Records with interface code:
(begin)

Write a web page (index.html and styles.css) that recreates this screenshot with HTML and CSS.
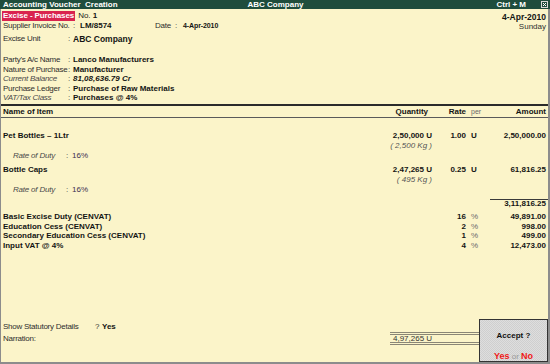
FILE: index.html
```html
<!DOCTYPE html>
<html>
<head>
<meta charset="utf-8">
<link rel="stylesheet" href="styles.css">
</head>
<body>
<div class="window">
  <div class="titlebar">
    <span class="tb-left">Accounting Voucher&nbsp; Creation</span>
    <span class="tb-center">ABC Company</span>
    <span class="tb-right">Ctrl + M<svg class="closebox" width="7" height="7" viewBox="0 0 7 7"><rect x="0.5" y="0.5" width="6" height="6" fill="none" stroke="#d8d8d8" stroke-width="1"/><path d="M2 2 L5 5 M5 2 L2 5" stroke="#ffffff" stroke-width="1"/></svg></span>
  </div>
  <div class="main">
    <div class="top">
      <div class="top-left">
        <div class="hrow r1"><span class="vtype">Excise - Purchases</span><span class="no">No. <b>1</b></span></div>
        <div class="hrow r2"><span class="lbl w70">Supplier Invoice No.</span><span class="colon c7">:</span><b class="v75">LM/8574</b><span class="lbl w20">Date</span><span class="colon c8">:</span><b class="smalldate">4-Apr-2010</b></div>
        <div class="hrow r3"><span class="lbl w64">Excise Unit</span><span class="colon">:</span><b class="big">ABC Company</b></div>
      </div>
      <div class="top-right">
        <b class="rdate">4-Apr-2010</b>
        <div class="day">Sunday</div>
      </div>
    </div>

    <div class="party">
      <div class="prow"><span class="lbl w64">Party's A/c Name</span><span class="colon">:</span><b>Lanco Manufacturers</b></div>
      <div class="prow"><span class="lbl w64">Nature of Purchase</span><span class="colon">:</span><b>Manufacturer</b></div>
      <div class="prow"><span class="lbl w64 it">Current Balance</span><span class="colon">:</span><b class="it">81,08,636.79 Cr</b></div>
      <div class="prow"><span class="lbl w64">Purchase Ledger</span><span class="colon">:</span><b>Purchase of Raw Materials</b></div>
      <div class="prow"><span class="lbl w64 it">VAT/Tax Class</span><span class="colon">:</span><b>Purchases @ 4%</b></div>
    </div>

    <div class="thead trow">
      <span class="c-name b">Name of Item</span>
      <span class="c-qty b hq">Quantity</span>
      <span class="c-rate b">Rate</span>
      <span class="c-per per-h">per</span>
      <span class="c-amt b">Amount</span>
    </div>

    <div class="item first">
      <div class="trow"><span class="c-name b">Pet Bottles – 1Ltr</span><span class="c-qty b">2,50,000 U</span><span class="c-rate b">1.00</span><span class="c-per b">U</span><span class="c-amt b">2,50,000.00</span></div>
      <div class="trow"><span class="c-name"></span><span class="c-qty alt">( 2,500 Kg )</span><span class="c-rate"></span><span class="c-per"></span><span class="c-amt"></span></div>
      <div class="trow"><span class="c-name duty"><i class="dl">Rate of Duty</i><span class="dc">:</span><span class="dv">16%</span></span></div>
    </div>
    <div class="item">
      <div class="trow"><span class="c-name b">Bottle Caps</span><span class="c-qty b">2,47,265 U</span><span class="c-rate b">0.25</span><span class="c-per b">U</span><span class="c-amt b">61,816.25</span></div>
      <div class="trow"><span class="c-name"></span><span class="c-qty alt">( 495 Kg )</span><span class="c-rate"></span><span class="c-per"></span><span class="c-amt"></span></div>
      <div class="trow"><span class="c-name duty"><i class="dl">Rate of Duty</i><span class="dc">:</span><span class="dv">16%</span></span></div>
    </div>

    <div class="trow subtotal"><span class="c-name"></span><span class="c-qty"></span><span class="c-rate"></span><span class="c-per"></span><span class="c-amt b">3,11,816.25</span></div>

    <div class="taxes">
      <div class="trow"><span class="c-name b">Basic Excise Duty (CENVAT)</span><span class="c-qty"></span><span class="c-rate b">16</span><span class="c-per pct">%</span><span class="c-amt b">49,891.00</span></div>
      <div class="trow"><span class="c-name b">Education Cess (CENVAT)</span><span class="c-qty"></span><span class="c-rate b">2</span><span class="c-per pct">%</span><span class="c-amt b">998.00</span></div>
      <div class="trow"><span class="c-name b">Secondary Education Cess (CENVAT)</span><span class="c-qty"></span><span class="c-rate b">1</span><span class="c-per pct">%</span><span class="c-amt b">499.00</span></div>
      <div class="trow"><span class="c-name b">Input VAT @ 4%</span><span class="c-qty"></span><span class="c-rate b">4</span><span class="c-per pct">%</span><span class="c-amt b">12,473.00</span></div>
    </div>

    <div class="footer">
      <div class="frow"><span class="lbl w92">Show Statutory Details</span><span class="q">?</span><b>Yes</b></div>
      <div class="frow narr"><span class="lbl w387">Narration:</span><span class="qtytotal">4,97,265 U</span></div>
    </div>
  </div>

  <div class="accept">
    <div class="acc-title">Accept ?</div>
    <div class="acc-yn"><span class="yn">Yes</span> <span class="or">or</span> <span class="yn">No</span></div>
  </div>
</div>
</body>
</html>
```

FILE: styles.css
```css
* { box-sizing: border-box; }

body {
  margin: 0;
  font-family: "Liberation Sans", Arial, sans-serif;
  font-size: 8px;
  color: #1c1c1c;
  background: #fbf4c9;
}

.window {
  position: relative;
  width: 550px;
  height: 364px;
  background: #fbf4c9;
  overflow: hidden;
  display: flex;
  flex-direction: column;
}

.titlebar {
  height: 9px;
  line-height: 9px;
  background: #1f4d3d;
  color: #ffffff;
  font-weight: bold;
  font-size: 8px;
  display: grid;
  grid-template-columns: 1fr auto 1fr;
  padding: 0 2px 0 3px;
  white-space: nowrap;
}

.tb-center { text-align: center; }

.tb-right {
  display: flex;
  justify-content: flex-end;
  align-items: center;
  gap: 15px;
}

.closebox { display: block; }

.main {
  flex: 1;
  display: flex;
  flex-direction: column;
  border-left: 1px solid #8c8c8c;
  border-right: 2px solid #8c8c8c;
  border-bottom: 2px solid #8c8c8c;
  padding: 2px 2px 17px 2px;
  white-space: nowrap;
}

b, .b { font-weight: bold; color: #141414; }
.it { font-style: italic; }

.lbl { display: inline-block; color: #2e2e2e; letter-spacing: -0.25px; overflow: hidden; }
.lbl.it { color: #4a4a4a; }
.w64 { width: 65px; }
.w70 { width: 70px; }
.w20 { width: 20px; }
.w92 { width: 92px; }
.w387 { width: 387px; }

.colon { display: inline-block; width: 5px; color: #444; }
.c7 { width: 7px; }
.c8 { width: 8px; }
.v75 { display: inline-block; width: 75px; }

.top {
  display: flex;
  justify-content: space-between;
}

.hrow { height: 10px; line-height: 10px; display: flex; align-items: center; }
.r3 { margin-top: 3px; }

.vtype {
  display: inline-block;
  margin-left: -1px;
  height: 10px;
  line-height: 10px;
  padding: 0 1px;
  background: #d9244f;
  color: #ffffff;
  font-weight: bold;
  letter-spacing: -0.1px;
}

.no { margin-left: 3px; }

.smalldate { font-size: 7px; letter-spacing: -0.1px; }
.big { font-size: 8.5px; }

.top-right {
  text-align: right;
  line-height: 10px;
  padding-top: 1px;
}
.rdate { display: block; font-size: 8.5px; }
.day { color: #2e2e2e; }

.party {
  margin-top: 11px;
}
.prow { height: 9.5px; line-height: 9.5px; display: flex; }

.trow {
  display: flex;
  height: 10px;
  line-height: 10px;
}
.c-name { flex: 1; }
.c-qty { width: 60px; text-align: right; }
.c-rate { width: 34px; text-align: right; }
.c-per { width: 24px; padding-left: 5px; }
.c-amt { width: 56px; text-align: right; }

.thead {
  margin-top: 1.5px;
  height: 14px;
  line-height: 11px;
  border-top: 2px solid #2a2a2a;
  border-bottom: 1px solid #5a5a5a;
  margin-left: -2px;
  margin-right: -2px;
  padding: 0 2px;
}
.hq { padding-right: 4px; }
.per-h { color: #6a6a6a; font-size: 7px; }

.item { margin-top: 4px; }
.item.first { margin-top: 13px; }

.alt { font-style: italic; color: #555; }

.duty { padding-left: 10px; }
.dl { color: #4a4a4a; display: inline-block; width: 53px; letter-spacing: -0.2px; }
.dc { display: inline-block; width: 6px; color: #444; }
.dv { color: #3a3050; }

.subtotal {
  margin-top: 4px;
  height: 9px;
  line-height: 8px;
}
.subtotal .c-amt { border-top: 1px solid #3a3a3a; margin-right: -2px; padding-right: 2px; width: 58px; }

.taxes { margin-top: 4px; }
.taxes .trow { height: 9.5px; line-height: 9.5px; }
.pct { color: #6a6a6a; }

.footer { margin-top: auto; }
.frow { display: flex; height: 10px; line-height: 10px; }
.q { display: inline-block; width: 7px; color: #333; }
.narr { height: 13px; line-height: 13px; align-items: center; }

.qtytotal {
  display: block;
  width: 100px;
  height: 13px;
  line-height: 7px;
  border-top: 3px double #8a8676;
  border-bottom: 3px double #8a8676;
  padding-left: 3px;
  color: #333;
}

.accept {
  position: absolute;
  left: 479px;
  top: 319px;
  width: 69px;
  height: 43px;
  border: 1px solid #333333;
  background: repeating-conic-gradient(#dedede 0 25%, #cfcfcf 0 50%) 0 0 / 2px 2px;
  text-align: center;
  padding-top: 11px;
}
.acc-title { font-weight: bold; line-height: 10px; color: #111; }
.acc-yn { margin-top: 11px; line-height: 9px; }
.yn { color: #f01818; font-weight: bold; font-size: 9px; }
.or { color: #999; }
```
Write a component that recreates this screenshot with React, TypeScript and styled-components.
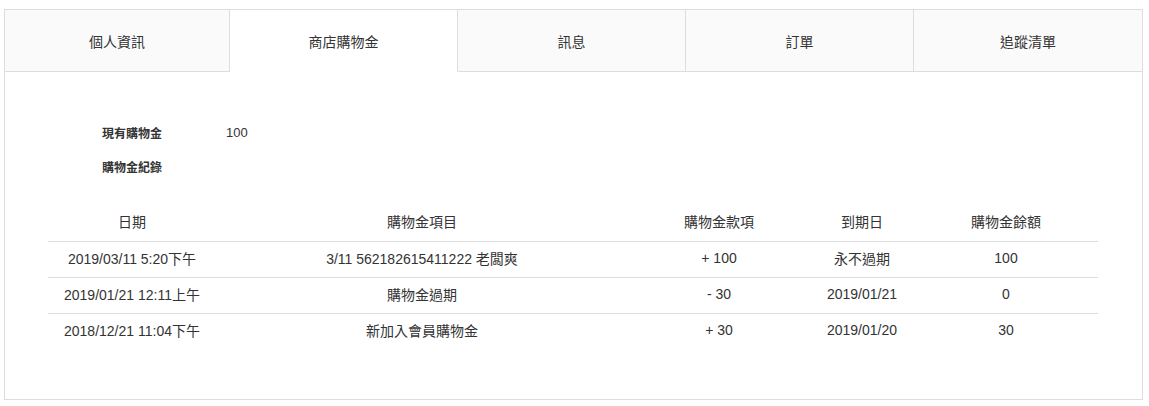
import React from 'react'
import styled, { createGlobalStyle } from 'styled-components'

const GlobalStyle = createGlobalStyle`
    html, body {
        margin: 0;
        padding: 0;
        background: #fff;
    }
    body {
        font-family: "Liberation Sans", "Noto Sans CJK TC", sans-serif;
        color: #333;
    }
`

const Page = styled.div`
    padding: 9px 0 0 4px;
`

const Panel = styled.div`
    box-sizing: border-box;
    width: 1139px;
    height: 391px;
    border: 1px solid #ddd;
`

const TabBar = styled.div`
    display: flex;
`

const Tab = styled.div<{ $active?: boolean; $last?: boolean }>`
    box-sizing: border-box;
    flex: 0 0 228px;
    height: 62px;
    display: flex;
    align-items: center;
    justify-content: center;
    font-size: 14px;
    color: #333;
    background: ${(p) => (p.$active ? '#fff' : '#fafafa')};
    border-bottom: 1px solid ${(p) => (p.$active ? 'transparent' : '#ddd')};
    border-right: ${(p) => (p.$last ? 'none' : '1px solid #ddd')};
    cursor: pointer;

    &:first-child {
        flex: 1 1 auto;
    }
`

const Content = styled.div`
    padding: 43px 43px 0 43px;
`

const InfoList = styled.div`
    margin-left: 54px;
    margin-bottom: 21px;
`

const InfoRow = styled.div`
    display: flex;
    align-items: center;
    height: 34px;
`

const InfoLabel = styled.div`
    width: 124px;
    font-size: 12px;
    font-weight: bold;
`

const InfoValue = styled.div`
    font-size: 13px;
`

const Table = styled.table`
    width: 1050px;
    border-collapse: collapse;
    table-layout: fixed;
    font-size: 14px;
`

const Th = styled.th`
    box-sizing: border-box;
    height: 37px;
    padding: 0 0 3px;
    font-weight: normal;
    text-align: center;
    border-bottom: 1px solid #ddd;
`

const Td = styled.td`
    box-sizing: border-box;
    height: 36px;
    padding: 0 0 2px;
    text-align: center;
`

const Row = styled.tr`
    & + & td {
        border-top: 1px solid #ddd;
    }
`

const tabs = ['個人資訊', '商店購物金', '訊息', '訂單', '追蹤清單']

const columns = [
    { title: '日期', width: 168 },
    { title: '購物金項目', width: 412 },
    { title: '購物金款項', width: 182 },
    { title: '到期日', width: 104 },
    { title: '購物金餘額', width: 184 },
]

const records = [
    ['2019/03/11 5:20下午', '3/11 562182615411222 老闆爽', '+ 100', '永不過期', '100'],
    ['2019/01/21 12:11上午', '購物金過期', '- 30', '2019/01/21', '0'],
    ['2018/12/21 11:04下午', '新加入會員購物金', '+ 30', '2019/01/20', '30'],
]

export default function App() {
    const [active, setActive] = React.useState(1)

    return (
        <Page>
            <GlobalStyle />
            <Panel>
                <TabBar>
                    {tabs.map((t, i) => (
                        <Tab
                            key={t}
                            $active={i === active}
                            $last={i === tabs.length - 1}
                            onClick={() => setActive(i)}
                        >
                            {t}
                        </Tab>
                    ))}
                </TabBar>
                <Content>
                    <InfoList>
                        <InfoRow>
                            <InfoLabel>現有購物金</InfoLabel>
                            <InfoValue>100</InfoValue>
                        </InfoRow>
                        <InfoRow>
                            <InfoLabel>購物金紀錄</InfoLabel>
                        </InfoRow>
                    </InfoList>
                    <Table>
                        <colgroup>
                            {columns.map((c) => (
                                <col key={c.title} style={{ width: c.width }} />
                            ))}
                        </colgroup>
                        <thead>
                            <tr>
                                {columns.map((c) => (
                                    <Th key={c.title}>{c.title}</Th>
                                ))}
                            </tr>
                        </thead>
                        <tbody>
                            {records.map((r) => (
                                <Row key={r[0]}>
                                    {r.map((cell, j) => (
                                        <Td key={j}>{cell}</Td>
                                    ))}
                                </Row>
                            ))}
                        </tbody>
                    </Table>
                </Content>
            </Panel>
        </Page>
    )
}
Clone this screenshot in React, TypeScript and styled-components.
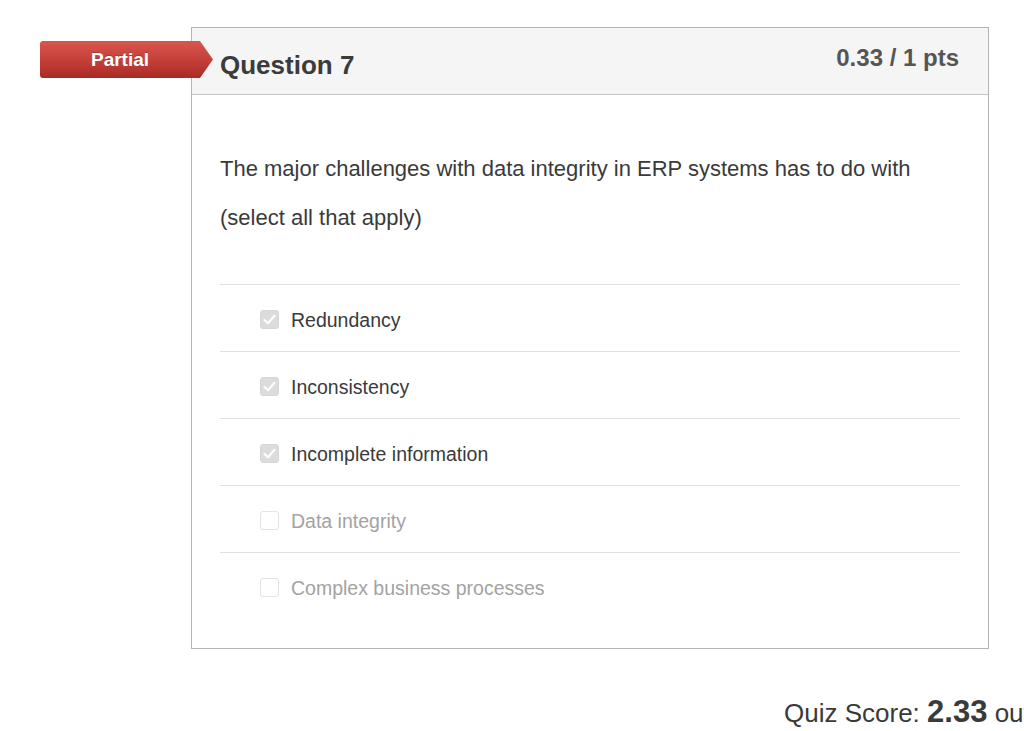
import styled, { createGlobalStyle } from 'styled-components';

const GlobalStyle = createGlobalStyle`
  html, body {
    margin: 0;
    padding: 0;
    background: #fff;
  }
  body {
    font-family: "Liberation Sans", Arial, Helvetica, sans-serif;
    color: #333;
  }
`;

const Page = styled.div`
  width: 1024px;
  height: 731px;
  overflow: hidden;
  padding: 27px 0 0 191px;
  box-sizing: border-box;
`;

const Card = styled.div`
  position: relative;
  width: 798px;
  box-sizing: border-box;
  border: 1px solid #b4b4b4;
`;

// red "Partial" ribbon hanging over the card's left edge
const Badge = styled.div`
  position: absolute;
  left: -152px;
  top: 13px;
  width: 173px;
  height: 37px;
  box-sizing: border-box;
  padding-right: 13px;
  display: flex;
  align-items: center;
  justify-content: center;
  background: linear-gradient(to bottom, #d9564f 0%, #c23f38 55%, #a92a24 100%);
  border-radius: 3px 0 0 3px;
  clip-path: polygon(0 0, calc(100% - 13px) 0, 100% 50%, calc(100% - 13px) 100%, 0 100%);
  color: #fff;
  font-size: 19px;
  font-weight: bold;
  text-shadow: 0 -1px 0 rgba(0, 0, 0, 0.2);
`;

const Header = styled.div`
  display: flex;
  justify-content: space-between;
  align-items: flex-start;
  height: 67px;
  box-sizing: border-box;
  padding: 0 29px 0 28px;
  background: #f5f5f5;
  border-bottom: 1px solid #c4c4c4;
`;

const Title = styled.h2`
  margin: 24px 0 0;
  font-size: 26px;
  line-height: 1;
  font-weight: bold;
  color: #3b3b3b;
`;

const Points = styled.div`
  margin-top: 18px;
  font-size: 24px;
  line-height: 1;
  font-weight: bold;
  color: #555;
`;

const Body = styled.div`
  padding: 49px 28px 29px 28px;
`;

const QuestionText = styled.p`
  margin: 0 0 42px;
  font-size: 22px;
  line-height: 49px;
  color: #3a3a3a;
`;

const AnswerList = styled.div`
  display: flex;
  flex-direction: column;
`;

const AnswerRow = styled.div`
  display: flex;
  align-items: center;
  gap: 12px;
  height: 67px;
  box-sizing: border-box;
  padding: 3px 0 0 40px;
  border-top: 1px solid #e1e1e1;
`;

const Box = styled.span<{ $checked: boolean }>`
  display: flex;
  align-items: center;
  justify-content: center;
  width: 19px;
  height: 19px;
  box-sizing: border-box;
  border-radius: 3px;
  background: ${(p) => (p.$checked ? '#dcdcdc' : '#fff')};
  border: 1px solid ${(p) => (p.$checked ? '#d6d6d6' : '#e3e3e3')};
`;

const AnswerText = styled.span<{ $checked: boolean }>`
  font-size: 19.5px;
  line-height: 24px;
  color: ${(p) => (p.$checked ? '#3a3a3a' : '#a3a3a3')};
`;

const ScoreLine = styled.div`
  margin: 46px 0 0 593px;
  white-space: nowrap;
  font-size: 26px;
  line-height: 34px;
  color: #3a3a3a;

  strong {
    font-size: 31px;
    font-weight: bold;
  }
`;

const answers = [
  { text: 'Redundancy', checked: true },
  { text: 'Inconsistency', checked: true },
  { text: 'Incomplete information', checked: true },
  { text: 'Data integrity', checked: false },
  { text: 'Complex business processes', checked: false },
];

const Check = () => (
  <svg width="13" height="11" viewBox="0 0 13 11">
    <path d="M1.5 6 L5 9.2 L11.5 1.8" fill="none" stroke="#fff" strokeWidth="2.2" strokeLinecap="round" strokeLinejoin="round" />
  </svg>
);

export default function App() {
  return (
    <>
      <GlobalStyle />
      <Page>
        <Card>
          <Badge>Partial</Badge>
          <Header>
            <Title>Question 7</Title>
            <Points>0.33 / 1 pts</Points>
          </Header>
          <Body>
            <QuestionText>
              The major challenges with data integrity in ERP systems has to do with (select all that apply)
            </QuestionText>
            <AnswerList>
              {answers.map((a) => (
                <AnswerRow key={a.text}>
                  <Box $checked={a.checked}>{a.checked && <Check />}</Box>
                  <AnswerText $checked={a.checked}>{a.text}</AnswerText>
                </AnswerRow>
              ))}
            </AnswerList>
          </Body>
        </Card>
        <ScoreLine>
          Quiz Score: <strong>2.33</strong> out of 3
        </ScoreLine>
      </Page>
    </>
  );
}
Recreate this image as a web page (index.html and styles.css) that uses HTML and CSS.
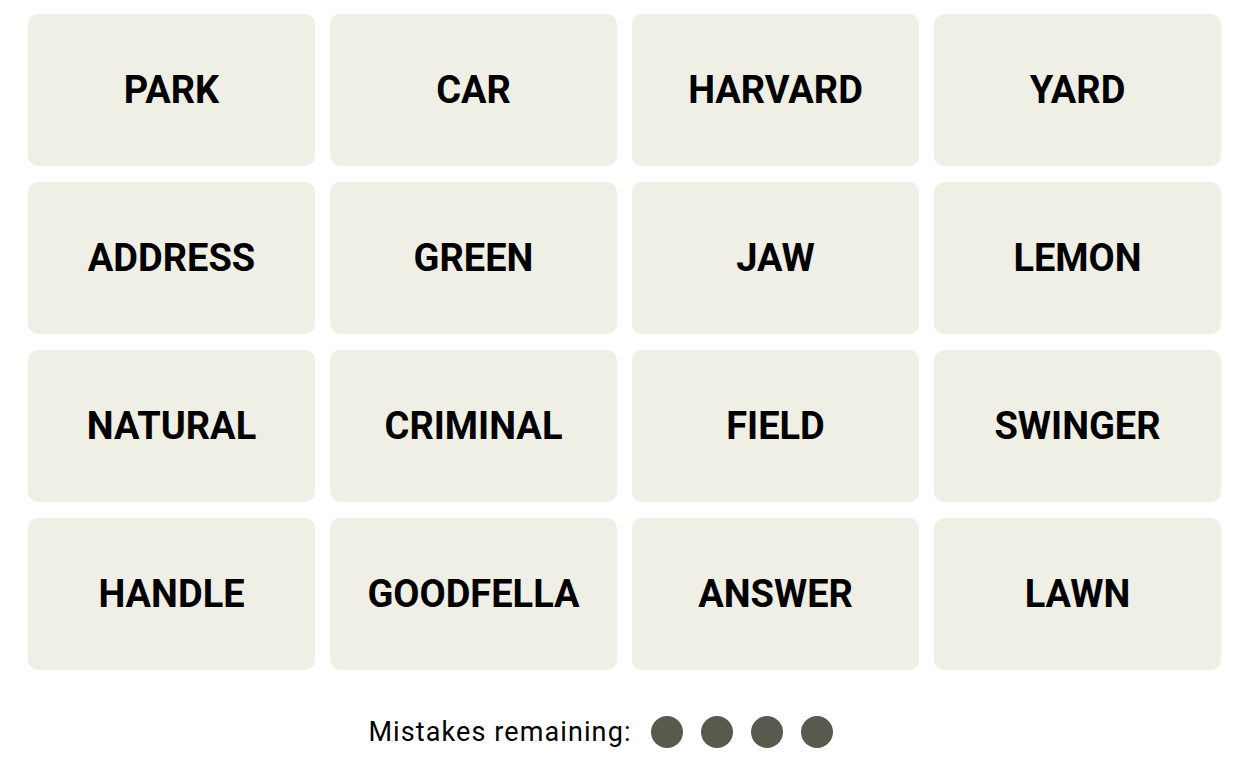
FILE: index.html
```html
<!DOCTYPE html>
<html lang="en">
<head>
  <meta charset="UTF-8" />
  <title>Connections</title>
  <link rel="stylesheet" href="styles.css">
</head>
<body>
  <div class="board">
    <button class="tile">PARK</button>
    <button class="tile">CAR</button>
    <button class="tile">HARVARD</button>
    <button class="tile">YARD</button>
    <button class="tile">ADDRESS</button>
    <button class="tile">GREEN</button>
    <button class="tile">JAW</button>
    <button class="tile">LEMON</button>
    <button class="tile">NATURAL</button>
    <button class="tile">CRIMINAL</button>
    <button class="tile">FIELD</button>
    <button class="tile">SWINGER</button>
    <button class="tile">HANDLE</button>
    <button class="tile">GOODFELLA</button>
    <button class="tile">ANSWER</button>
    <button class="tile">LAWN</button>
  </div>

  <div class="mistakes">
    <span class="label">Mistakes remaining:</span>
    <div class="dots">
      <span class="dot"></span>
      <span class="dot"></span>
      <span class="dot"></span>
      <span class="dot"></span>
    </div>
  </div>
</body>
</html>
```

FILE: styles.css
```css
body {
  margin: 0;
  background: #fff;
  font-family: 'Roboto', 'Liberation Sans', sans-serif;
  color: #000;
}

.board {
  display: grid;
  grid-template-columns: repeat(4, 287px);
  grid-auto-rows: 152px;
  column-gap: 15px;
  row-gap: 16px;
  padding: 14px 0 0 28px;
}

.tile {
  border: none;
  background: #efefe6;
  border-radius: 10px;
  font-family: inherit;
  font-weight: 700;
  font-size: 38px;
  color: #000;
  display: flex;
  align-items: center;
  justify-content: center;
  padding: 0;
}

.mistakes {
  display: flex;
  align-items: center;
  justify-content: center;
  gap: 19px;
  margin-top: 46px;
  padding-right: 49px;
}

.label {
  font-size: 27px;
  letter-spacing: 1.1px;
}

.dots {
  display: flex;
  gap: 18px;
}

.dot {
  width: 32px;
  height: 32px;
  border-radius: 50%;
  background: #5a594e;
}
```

(end)

EXERCISE TASK: Collect the lines of the records that include the string "screenshot".

TASK SOLUTION:
Write a web page (index.html and styles.css) that recreates this screenshot with HTML and CSS.
Write a component that recreates this screenshot with React, TypeScript and styled-components.
Clone this screenshot in React, TypeScript and styled-components.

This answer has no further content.